Fanning, who wrote the definitive book on the subject “Fatal Path, British Government and Irish Revolution” noted that Bruton’s call was “the propagation of a bland, bloodless, bowdlerized and inaccurate hybrid of history which, if carried to extremes, is more likely to provoke political outrage than to command intellectual respect, let alone consensus."

Fanning says the bill was passed to keep John Redmond’s Irish party on the side of the Liberal Party government because they held the balance of power, but the Liberals never intended to enact it into law.

Fanning noted that “John Bruton’s clarion call represents ..an extreme because it flies in the face of two historical realities about the third Home Rule Bill. The first is that the Bill was always an exercise in hypocrisy. Asquith’s government never intended that it should be enacted in the form in which it was introduced.”

Fanning also stated that the two year suspension was to allow the unionists time to arm and resist, that the British government was perfectly aware they would do so and would then allow them an out.

That language is contained in the bill, Fanning says, quoting it “if, in the light of such evidence or indication of public opinion, it becomes clear as the Bill proceeds that some special treatment must be provided for the Ulster counties, the government will be ready to recognize that necessity.”

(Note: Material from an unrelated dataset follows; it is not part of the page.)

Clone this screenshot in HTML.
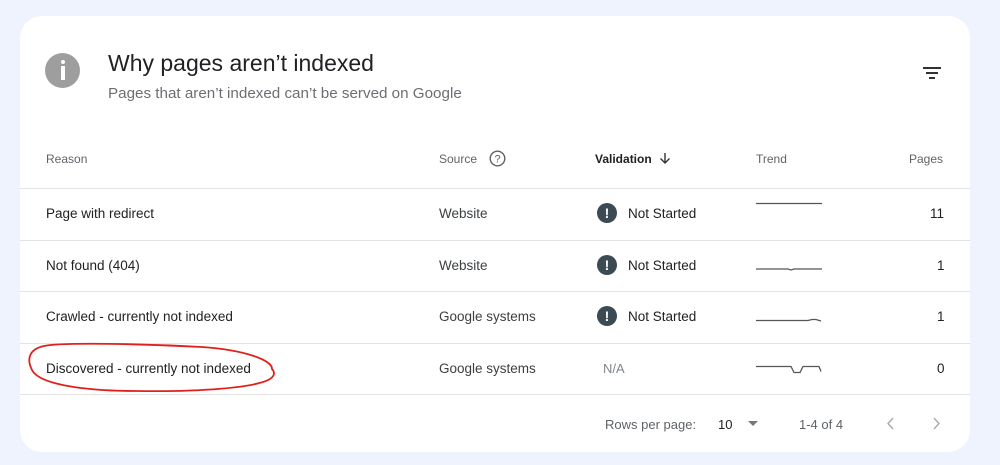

Fanning concludes that the Home Rule Act “disguised but could never reverse the British government’s commitment to the principle that Ulster’s unionists had rights of self-determination comparable to Ireland’s nationalists.”

“Mr Bruton, in short, is calling for the commemoration of a settlement that never was: the 1914 Act was a fudged compromise that could never have been implemented as it was enacted,” Fanning concludes.